Départ : Nouadhibou GQPP (Mauritanie)
Escale : Saint Louis GOOS (Sénégal)
Arrivée : Dakar GOOY (Sénégal)
Distance : 800 km
Temps de vol :4h30
Le jour se lève sur Nouadhibou mais cela fait déjà un petit moment que nous avons les yeux ouverts.
Nous prenons le petit déjeuner
assis en rond sur le tapis. Étape saharienne oblige, on se met à la mode orientale. Nous arrivons à
Dakar ce soir, nous avons le cœur léger.
Au retour sur le terrain, nous
débâchons l’avion, retirons les mousses de protection d’entrée d’air et
libérons les caches des sondes pitot et statiques. Le sable est bien réparti tout autour des
protections, nous avons eu raison d'en prévoir plusieurs couches. Le sable
est un ennemi redoutable pour l’avion.
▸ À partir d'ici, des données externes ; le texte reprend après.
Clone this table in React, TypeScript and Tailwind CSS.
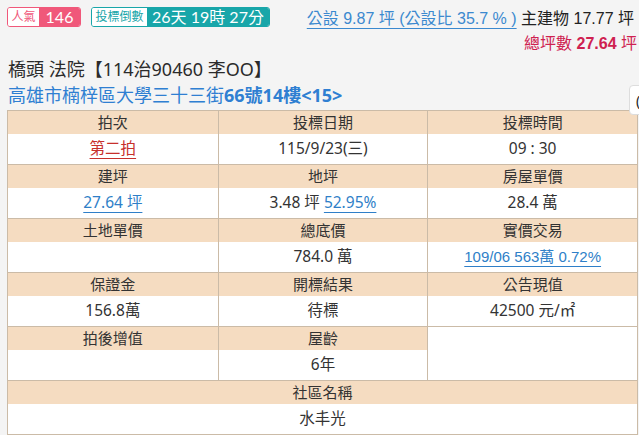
import React from "react";

const cjk = "font-['Noto_Sans','Noto_Sans_CJK_TC',sans-serif]";
const arial = "font-['Liberation_Sans','Noto_Sans_CJK_TC',sans-serif]";
const lato = "font-['Lato','Noto_Sans_CJK_TC',sans-serif]";

type Cell = { label: string; value?: React.ReactNode };

const groups: Cell[][] = [
  [
    { label: "拍次", value: <a className="text-[#c7302c] underline underline-offset-4 decoration-1">第二拍</a> },
    { label: "投標日期", value: "115/9/23(三)" },
    { label: "投標時間", value: "09 : 30" },
  ],
  [
    { label: "建坪", value: <a className="text-[#2f7fc8] underline underline-offset-4 decoration-1">27.64 坪</a> },
    {
      label: "地坪",
      value: (
        <span>
          3.48 坪 <a className="text-[#2f7fc8] underline underline-offset-4 decoration-1">52.95%</a>
        </span>
      ),
    },
    { label: "房屋單價", value: "28.4 萬" },
  ],
  [
    { label: "土地單價", value: "" },
    { label: "總底價", value: "784.0 萬" },
    {
      label: "實價交易",
      value: (
        <a className={`${arial} text-[#2f7fc8] underline underline-offset-4 decoration-1 text-[15px]`}>
          109/06 563萬 0.72%
        </a>
      ),
    },
  ],
  [
    { label: "保證金", value: "156.8萬" },
    { label: "開標結果", value: "待標" },
    { label: "公告現值", value: "42500 元/㎡" },
  ],
];

const Column = ({ cell, first }: { cell: Cell; first?: boolean }) => (
  <div className={`flex flex-col ${first ? "" : "border-l border-[#cbbba7]"}`}>
    <div className="h-[23px] bg-[#f5dcc1] flex items-center justify-center">{cell.label}</div>
    <div className="h-[30px] bg-white flex items-center justify-center text-[15.5px]">{cell.value}</div>
  </div>
);

export default function App() {
  return (
    <div className={`relative w-[639px] h-[435px] overflow-hidden bg-[#f4f4f4] text-[#333] ${cjk}`}>
      {/* top bar */}
      <div className="flex justify-between pl-[7px] pt-[7px]">
        <div className="flex gap-[10px] h-[20px]">
          <div className="flex rounded-[3px] overflow-hidden border border-[#f0587a]">
            <span className="w-[31px] bg-white text-[#f0587a] text-[12px] flex items-center justify-center">人氣</span>
            <span className={`${lato} w-[41px] bg-[#f0587a] text-white text-[16px] flex items-center justify-center`}>146</span>
          </div>
          <div className="flex rounded-[3px] overflow-hidden border border-[#18a6a9]">
            <span className="w-[55px] bg-white text-[#18a6a9] text-[12px] flex items-center justify-center">投標倒數</span>
            <span className={`${lato} w-[122px] bg-[#18a6a9] text-white text-[16px] flex items-center justify-center`}>
              26天 19時 27分
            </span>
          </div>
        </div>
        <div className={`flex flex-col items-end pt-[2px] ${arial} text-[16px] leading-[20px]`}>
          <div className="whitespace-nowrap mr-[5px]">
            <a className="text-[#3b89cf] underline underline-offset-[4px] decoration-1">公設 9.87 坪 (公設比 35.7 % )</a>{" "}
            <span className="text-[#222]">主建物 17.77 坪</span>
          </div>
          <div className="text-[#cf2150] mt-[5px] mr-[2px] whitespace-nowrap">
            總坪數 <b>27.64</b> 坪
          </div>
        </div>
      </div>

      <div className="pl-[8px] mt-[2px] text-[18px] leading-[26px] text-[#2b2b2b]">橋頭 法院【114治90460 李OO】</div>
      <div className="pl-[8px] text-[18px] leading-[26px] text-[#2f7fd2]">
        高雄市楠梓區大學三十三街<span className="font-bold">66號14樓&lt;15&gt;</span>
      </div>

      {/* side button peeking in */}
      <div className="absolute left-[629px] top-[85px] w-[30px] h-[30px] rounded-[4px] bg-white border border-[#ddd] flex items-center pl-[6px] text-[#222] text-[14px]">
        (
      </div>

      {/* info table */}
      <div className="ml-[7px] mt-[2px] w-[631px] border border-[#cbbba7] text-[15px]">
        {groups.map((g, i) => (
          <div key={i} className={`grid grid-cols-3 ${i ? "border-t border-[#cbbba7]" : ""}`}>
            {g.map((c, j) => (
              <Column key={c.label} cell={c} first={j === 0} />
            ))}
          </div>
        ))}
        <div className="grid grid-cols-3 border-t border-[#cbbba7]">
          <Column cell={{ label: "拍後增值", value: "" }} first />
          <Column cell={{ label: "屋齡", value: "6年" }} />
          <div className="border-l border-[#cbbba7] bg-white" />
        </div>
        <div className="border-t border-[#cbbba7]">
          <div className="h-[23px] bg-[#f5dcc1] flex items-center justify-center">社區名稱</div>
          <div className="h-[30px] bg-white flex items-center justify-center text-[15.5px]">水丰光</div>
        </div>
      </div>
    </div>
  );
}
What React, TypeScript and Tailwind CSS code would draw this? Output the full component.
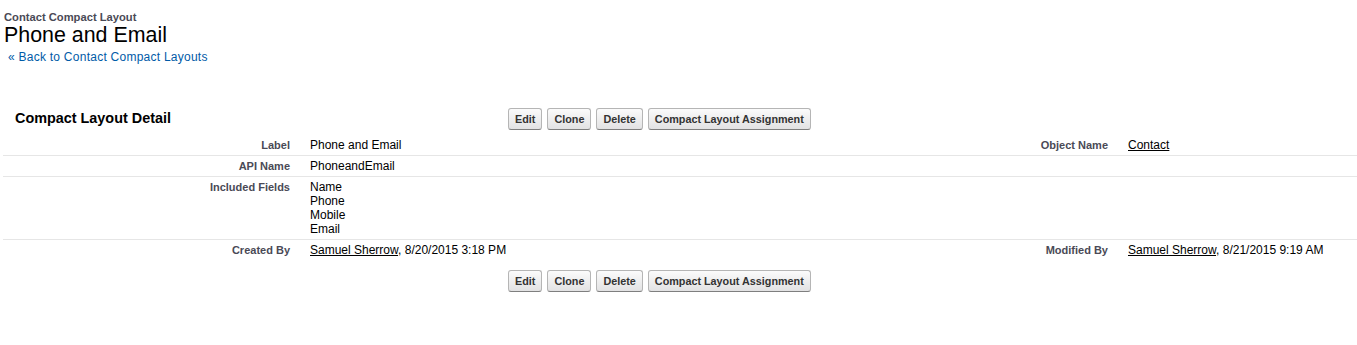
import React from 'react';

const font = "font-['Liberation_Sans',Arial,sans-serif]";

const Btn: React.FC<{ label: string }> = ({ label }) => (
  <button className="h-[22px] px-[6px] text-[10.8px] leading-[13px] font-bold text-[#333] rounded-[3px] border border-[#b5b5b5] border-b-[#7f7f7f] bg-linear-to-b from-[#fbfbfb] to-[#e2e2e3]">
    {label}
  </button>
);

const Buttons: React.FC = () => (
  <div className="flex items-center gap-[5px]">
    <Btn label="Edit" />
    <Btn label="Clone" />
    <Btn label="Delete" />
    <Btn label="Compact Layout Assignment" />
  </div>
);

const LabelCell: React.FC<{ children?: React.ReactNode }> = ({ children }) => (
  <div className="pr-[10px] text-right text-[11px] font-bold text-[#4a4a56]">{children}</div>
);

const DataCell: React.FC<{ children?: React.ReactNode }> = ({ children }) => (
  <div className="pl-[10px] text-[12px] text-black">{children}</div>
);

const Row: React.FC<{ last?: boolean; children: React.ReactNode }> = ({ last, children }) => (
  <div
    className={`grid grid-cols-[297px_700px_118px_1fr] pt-[3px] pb-[3px] leading-[14px] ${
      last ? 'border-b border-transparent' : 'border-b border-[#e6e6e6]'
    }`}
  >
    {children}
  </div>
);

const UserLink: React.FC<{ name: string }> = ({ name }) => <a className="underline text-black cursor-pointer">{name}</a>;

export default function App() {
  return (
    <div className={`${font} bg-white min-h-[345px] w-[1357px] pt-[11px]`}>
      {/* page title */}
      <div className="pl-[4px]">
        <div className="text-[11.2px] leading-[13px] font-bold text-[#4a4a56]">Contact Compact Layout</div>
        <h1 className="text-[21.4px] leading-[23px] text-black">Phone and Email</h1>
        <div className="mt-[3px] pl-[4px] text-[12px] leading-[15px] tracking-[0.25px] text-[#015ba7]">
          « <a className="cursor-pointer">Back to Contact Compact Layouts</a>
        </div>
      </div>

      {/* detail block */}
      <div className="mt-[38px] pl-[3px]">
        <div className="flex items-center h-[32px]">
          <h2 className="w-[505px] pl-[12px] text-[14.4px] font-bold text-black">Compact Layout Detail</h2>
          <Buttons />
        </div>

        <Row>
          <LabelCell>Label</LabelCell>
          <DataCell>Phone and Email</DataCell>
          <LabelCell>Object Name</LabelCell>
          <DataCell>
            <a className="underline cursor-pointer">Contact</a>
          </DataCell>
        </Row>
        <Row>
          <LabelCell>API Name</LabelCell>
          <DataCell>PhoneandEmail</DataCell>
          <LabelCell />
          <DataCell />
        </Row>
        <Row>
          <LabelCell>Included Fields</LabelCell>
          <DataCell>
            <div>Name</div>
            <div>Phone</div>
            <div>Mobile</div>
            <div>Email</div>
          </DataCell>
          <LabelCell />
          <DataCell />
        </Row>
        <Row last>
          <LabelCell>Created By</LabelCell>
          <DataCell>
            <UserLink name="Samuel Sherrow" />, 8/20/2015 3:18 PM
          </DataCell>
          <LabelCell>Modified By</LabelCell>
          <DataCell>
            <UserLink name="Samuel Sherrow" />, 8/21/2015 9:19 AM
          </DataCell>
        </Row>

        <div className="mt-[9px] pl-[505px]">
          <Buttons />
        </div>
      </div>
    </div>
  );
}
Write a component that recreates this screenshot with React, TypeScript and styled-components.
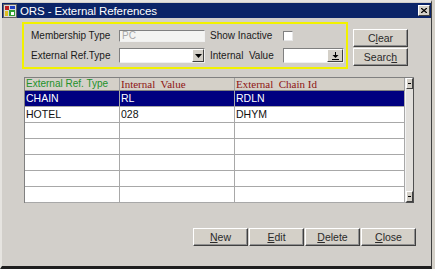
import styled, { createGlobalStyle } from 'styled-components';

const GlobalStyle = createGlobalStyle`
  html, body {
    margin: 0;
    padding: 0;
    background: #d4d0c8;
  }
  body {
    font-family: "Liberation Sans", Arial, sans-serif;
  }
`;

const Frame = styled.div`
  width: 432px;
  height: 269px;
  box-sizing: border-box;
  background: #d2cfca;
  border-top: 2px solid #e6e4e0;
  border-left: 2px solid #e6e4e0;
  border-right: 1px solid #404040;
  border-bottom: 3px solid #1e1e1e;
  display: flex;
  flex-direction: column;
  overflow: hidden;
`;

const TitleBar = styled.div`
  height: 15px;
  margin-top: 1px;
  background: #0b2468;
  display: flex;
  align-items: center;
  padding: 0 1px 0 1px;
  gap: 3px;
`;

const TitleText = styled.span`
  flex: 1;
  color: #ffffff;
  font-size: 11.5px;
  letter-spacing: -0.1px;
`;

const CloseBox = styled.div`
  width: 10px;
  height: 9px;
  background: #d4d0c8;
  border-top: 1px solid #ffffff;
  border-left: 1px solid #ffffff;
  border-right: 1px solid #404040;
  border-bottom: 1px solid #404040;
  display: flex;
  align-items: center;
  justify-content: center;
`;

const Body = styled.div`
  padding: 4px 0 0 20px;
  display: flex;
  flex-direction: column;
`;

const TopRow = styled.div`
  display: flex;
  align-items: flex-start;
  gap: 5px;
`;

const FilterBox = styled.div`
  width: 326px;
  height: 47px;
  box-sizing: border-box;
  border: 2px solid #f2f200;
  padding: 5px 0 0 7px;
  display: grid;
  grid-template-columns: 88px 86px 5px 73px 61px;
  grid-template-rows: 13px 15px;
  row-gap: 6px;
  align-items: center;
`;

const Label = styled.span`
  font-size: 10px;
  color: #1a1a1a;
  white-space: pre;
`;

const TextField = styled.div<{ $disabled?: boolean }>`
  height: 12px;
  box-sizing: border-box;
  background: ${(p) => (p.$disabled ? '#f4f4f2' : '#ffffff')};
  border-top: 1px solid #808080;
  border-left: 1px solid #808080;
  border-right: 1px solid #f0f0f0;
  border-bottom: 1px solid #f0f0f0;
  color: #a8a8a8;
  font-size: 10px;
  line-height: 10px;
  padding-left: 2px;
`;

const ComboField = styled.div<{ $w: number }>`
  width: ${(p) => p.$w}px;
  height: 15px;
  box-sizing: border-box;
  display: flex;
  background: #ffffff;
  border-top: 1px solid #808080;
  border-left: 1px solid #808080;
  border-right: 1px solid #f0f0f0;
  border-bottom: 1px solid #f0f0f0;
`;

const ComboInput = styled.div`
  flex: 1;
`;

const ComboButton = styled.div<{ $w: number }>`
  width: ${(p) => p.$w}px;
  box-sizing: border-box;
  background: #d4d0c8;
  border-top: 1px solid #ffffff;
  border-left: 1px solid #ffffff;
  border-right: 1px solid #404040;
  border-bottom: 1px solid #404040;
  display: flex;
  align-items: center;
  justify-content: center;
`;

const InlineCombo = styled.div`
  display: flex;
  align-items: center;
`;

const Check = styled.div`
  width: 8px;
  height: 8px;
  background: #ffffff;
  border-top: 1px solid #808080;
  border-left: 1px solid #808080;
  border-right: 1px solid #e8e8e8;
  border-bottom: 1px solid #e8e8e8;
`;

const SideButtons = styled.div`
  margin-top: 7px;
  display: flex;
  flex-direction: column;
  gap: 1px;
`;

const Button = styled.div`
  width: 55px;
  height: 18px;
  box-sizing: border-box;
  background: #d4d0c8;
  border-top: 1px solid #ffffff;
  border-left: 1px solid #ffffff;
  border-right: 1px solid #404040;
  border-bottom: 1px solid #404040;
  box-shadow: inset -1px -1px 0 #909090;
  display: flex;
  align-items: center;
  justify-content: center;
  font-size: 10.5px;
  color: #2a2a2a;
`;

const Table = styled.div`
  margin: 8px 0 0 2px;
  width: 390px;
  height: 126px;
  box-sizing: border-box;
  display: flex;
  border-top: 1px solid #808080;
  border-left: 1px solid #808080;
`;

const Grid = styled.div`
  width: 380px;
  display: grid;
  grid-template-columns: 95px 115px 170px;
  grid-template-rows: 13px repeat(7, 16px);
  background: #ffffff;
`;

const HeadCell = styled.div<{ $serif?: boolean; $color: string }>`
  background: #d4d0c8;
  border-right: 1px solid #a0a0a0;
  border-bottom: 1px solid #808080;
  padding-left: 1px;
  font-family: ${(p) =>
    p.$serif ? '"Liberation Serif", "Times New Roman", serif' : '"Liberation Sans", Arial, sans-serif'};
  font-size: ${(p) => (p.$serif ? '11px' : '10px')};
  color: ${(p) => p.$color};
  line-height: 12px;
  white-space: pre;
  overflow: hidden;
`;

const Cell = styled.div<{ $sel?: boolean }>`
  background: ${(p) => (p.$sel ? '#000080' : '#ffffff')};
  color: ${(p) => (p.$sel ? '#ffffff' : '#111111')};
  border-right: 1px solid #a8a8a8;
  border-bottom: 1px solid #a8a8a8;
  padding-left: 1px;
  font-size: 10.5px;
  line-height: 15px;
`;

const ScrollBar = styled.div`
  width: 10px;
  display: flex;
  flex-direction: column;
  background: #e2e0dc;
  border-left: 1px solid #f4f4f4;
  border-right: 1px solid #505050;
  border-bottom: 1px solid #505050;
`;

const ScrollArrow = styled.div`
  height: 11px;
  box-sizing: border-box;
  background: #d4d0c8;
  border-top: 1px solid #ffffff;
  border-left: 1px solid #ffffff;
  border-right: 1px solid #404040;
  border-bottom: 1px solid #404040;
  display: flex;
  align-items: center;
  justify-content: center;
`;

const Track = styled.div`
  flex: 1;
`;

const Dot = styled.div`
  width: 3px;
  height: 1px;
  background: #000000;
`;

const BottomRow = styled.div`
  margin-top: 25px;
  padding-right: 15px;
  display: flex;
  justify-content: flex-end;
  gap: 1px;
`;

const Hot = styled.span`
  text-decoration: underline;
`;

function AppIcon() {
  return (
    <svg width="14" height="14" viewBox="0 0 14 14">
      <rect x="0.5" y="0.5" width="13" height="13" fill="#d8d8d8" stroke="#606060" />
      <rect x="2" y="2" width="4" height="4" fill="#c02020" />
      <rect x="7" y="2" width="5" height="3" fill="#2040c0" />
      <rect x="2" y="7" width="3" height="5" fill="#e0c020" />
      <rect x="6" y="6" width="6" height="6" fill="#30a030" />
      <rect x="8" y="8" width="3" height="3" fill="#ffffff" />
    </svg>
  );
}

function DownTri() {
  return (
    <svg width="7" height="4" viewBox="0 0 7 4">
      <path d="M0 0h7L3.5 4z" fill="#000" />
    </svg>
  );
}

function DownArrowBar() {
  return (
    <svg width="7" height="8" viewBox="0 0 7 8">
      <rect x="3" y="0" width="1" height="4" fill="#000" />
      <path d="M0.5 3h6L3.5 6z" fill="#000" />
      <rect x="0" y="7" width="7" height="1" fill="#000" />
    </svg>
  );
}

const rows: [string, string, string][] = [
  ['CHAIN', 'RL', 'RDLN'],
  ['HOTEL', '028', 'DHYM'],
  ['', '', ''],
  ['', '', ''],
  ['', '', ''],
  ['', '', ''],
  ['', '', ''],
];

export default function App() {
  return (
    <>
      <GlobalStyle />
      <Frame>
        <TitleBar>
          <AppIcon />
          <TitleText>ORS - External References</TitleText>
          <CloseBox>
            <svg width="6" height="5" viewBox="0 0 6 5">
              <path d="M0 0L6 5M6 0L0 5" stroke="#000" strokeWidth="1.3" />
            </svg>
          </CloseBox>
        </TitleBar>
        <Body>
          <TopRow>
            <FilterBox>
              <Label>Membership Type</Label>
              <TextField $disabled>PC</TextField>
              <span />
              <Label>Show Inactive</Label>
              <Check />
              <Label>External Ref.Type</Label>
              <ComboField $w={86}>
                <ComboInput />
                <ComboButton $w={12}>
                  <DownTri />
                </ComboButton>
              </ComboField>
              <span />
              <Label>Internal  Value</Label>
              <InlineCombo>
                <ComboField $w={61}>
                  <ComboInput />
                  <ComboButton $w={16}>
                    <DownArrowBar />
                  </ComboButton>
                </ComboField>
              </InlineCombo>
            </FilterBox>
            <SideButtons>
              <Button>
                C<Hot>l</Hot>ear
              </Button>
              <Button>
                Searc<Hot>h</Hot>
              </Button>
            </SideButtons>
          </TopRow>
          <Table>
            <Grid>
              <HeadCell $color="#22912a">External Ref. Type</HeadCell>
              <HeadCell $serif $color="#8e1414">Internal  Value</HeadCell>
              <HeadCell $serif $color="#8e1414">External  Chain Id</HeadCell>
              {rows.map((r, i) =>
                r.map((v, j) => (
                  <Cell key={`${i}-${j}`} $sel={i === 0}>
                    {v}
                  </Cell>
                ))
              )}
            </Grid>
            <ScrollBar>
              <ScrollArrow>
                <Dot />
              </ScrollArrow>
              <Track />
              <ScrollArrow>
                <Dot />
              </ScrollArrow>
            </ScrollBar>
          </Table>
          <BottomRow>
            <Button>
              <Hot>N</Hot>ew
            </Button>
            <Button>
              <Hot>E</Hot>dit
            </Button>
            <Button>
              <Hot>D</Hot>elete
            </Button>
            <Button>
              <Hot>C</Hot>lose
            </Button>
          </BottomRow>
        </Body>
      </Frame>
    </>
  );
}
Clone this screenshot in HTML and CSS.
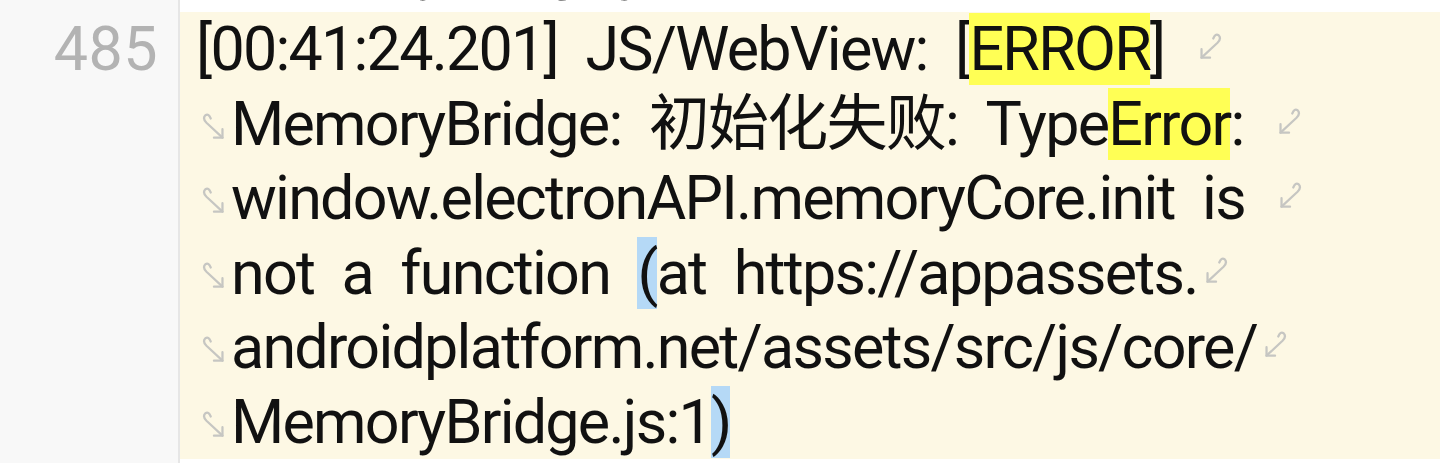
FILE: index.html
```html
<!DOCTYPE html>
<html lang="zh-CN">
<head>
<meta charset="utf-8">
<title>Log viewer</title>
<link rel="stylesheet" href="styles.css">
</head>
<body>
<div class="editor">
  <div class="row row-prev">
    <div class="gutter"></div>
    <div class="code">
      <div class="ln cont"><svg class="wrap-s" viewBox="0 0 24 30"><path d="M8 7 Q6 2 3 4 Q0 7 4 11 L19 25"/><path d="M19 17 V25 H11"/></svg><span>MemoryBridge.js</span></div>
    </div>
  </div>
  <div class="row row-current">
    <div class="gutter"><span class="num">485</span></div>
    <div class="code">
      <div class="ln first"><span>[00:41:24.201] JS/WebView: [<mark class="hl">ERROR</mark>] </span><svg class="wrap-e" viewBox="0 0 24 30"><path d="M16 7 Q18 2 21 4 Q24 7 20 11 L5 25"/><path d="M5 17 V25 H13"/></svg></div>
      <div class="ln cont"><svg class="wrap-s" viewBox="0 0 24 30"><path d="M8 7 Q6 2 3 4 Q0 7 4 11 L19 25"/><path d="M19 17 V25 H11"/></svg><span>MemoryBridge: 初始化失败: Type<mark class="hl">Error</mark>: </span><svg class="wrap-e" viewBox="0 0 24 30"><path d="M16 7 Q18 2 21 4 Q24 7 20 11 L5 25"/><path d="M5 17 V25 H13"/></svg></div>
      <div class="ln cont"><svg class="wrap-s" viewBox="0 0 24 30"><path d="M8 7 Q6 2 3 4 Q0 7 4 11 L19 25"/><path d="M19 17 V25 H11"/></svg><span>window.electronAPI.memoryCore.init is </span><svg class="wrap-e" viewBox="0 0 24 30"><path d="M16 7 Q18 2 21 4 Q24 7 20 11 L5 25"/><path d="M5 17 V25 H13"/></svg></div>
      <div class="ln cont"><svg class="wrap-s" viewBox="0 0 24 30"><path d="M8 7 Q6 2 3 4 Q0 7 4 11 L19 25"/><path d="M19 17 V25 H11"/></svg><span>not a function <mark class="br">(</mark>at https://appassets.</span><svg class="wrap-e" viewBox="0 0 24 30"><path d="M16 7 Q18 2 21 4 Q24 7 20 11 L5 25"/><path d="M5 17 V25 H13"/></svg></div>
      <div class="ln cont"><svg class="wrap-s" viewBox="0 0 24 30"><path d="M8 7 Q6 2 3 4 Q0 7 4 11 L19 25"/><path d="M19 17 V25 H11"/></svg><span>androidplatform.net/assets/src/js/core/</span><svg class="wrap-e" viewBox="0 0 24 30"><path d="M16 7 Q18 2 21 4 Q24 7 20 11 L5 25"/><path d="M5 17 V25 H13"/></svg></div>
      <div class="ln cont"><svg class="wrap-s" viewBox="0 0 24 30"><path d="M8 7 Q6 2 3 4 Q0 7 4 11 L19 25"/><path d="M19 17 V25 H11"/></svg><span>MemoryBridge.js:1<mark class="br">)</mark></span></div>
    </div>
  </div>
  <div class="row row-next">
    <div class="gutter"></div>
    <div class="code"></div>
  </div>
</div>
</body>
</html>
```

FILE: styles.css
```css
html, body {
  margin: 0;
  padding: 0;
  background: #ffffff;
}

.editor {
  width: 1440px;
  height: 463px;
  overflow: hidden;
  display: flex;
  flex-direction: column;
  font-family: Roboto, "Noto Sans CJK SC", sans-serif;
  font-size: 61px;
  color: #111111;
}

.row {
  display: grid;
  grid-template-columns: 178px 2px 1fr;
  flex: none;
}

.row::before {
  content: "";
  grid-column: 2;
  grid-row: 1;
  background: #e6e6e6;
}

.gutter {
  grid-column: 1;
  grid-row: 1;
  background: #f8f8f8;
  text-align: right;
  padding-right: 20px;
  line-height: 74.5px;
  color: #b3b3b3;
  letter-spacing: 0.5px;
}

.code {
  grid-column: 3;
  grid-row: 1;
  padding-left: 16px;
  letter-spacing: -1.75px;
  word-spacing: 14px;
}

.row-prev {
  height: 12px;
  grid-template-rows: 12px;
  overflow: hidden;
}

.row-prev .code {
  height: 12px;
  min-height: 0;
  overflow: hidden;
  display: flex;
  flex-direction: column;
  justify-content: flex-end;
  background: #ffffff;
}

.row-prev .ln {
  margin-bottom: 8px;
}

.row-current .code {
  background: #fdf8e4;
}

.row-next {
  flex: 1;
}

.row-next .code {
  background: #ffffff;
}

.ln {
  flex: none;
  height: 74.5px;
  line-height: 74.5px;
  white-space: pre;
  display: flex;
  align-items: center;
}

.ln > span {
  line-height: 74.5px;
}

.cont {
  padding-left: 8px;
}

.hl {
  background: #ffff55;
  color: inherit;
}

.br {
  background: #b5d9f6;
  color: inherit;
}

.wrap-s,
.wrap-e {
  width: 26px;
  height: 32px;
  flex: none;
  fill: none;
  stroke: #c6c6c2;
  stroke-width: 2.1;
  stroke-linecap: round;
  stroke-linejoin: round;
}

.wrap-s {
  margin-right: 3px;
  margin-top: 6px;
  margin-left: -2px;
}

.wrap-e {
  margin-left: 4px;
  margin-top: -4px;
}
```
Dans le moteur, il fait du dégât, et dans
les prises d'air, il bouche les conduits, faussant les indications d’altitude et de
vitesse. Sur le pare-brise, si on n’y fait pas attention et que l’on passe un
coup de chiffon banal, on peut rayer le plexiglas de la verrière et réduire la visibilité.
Il faut donc être vigilant.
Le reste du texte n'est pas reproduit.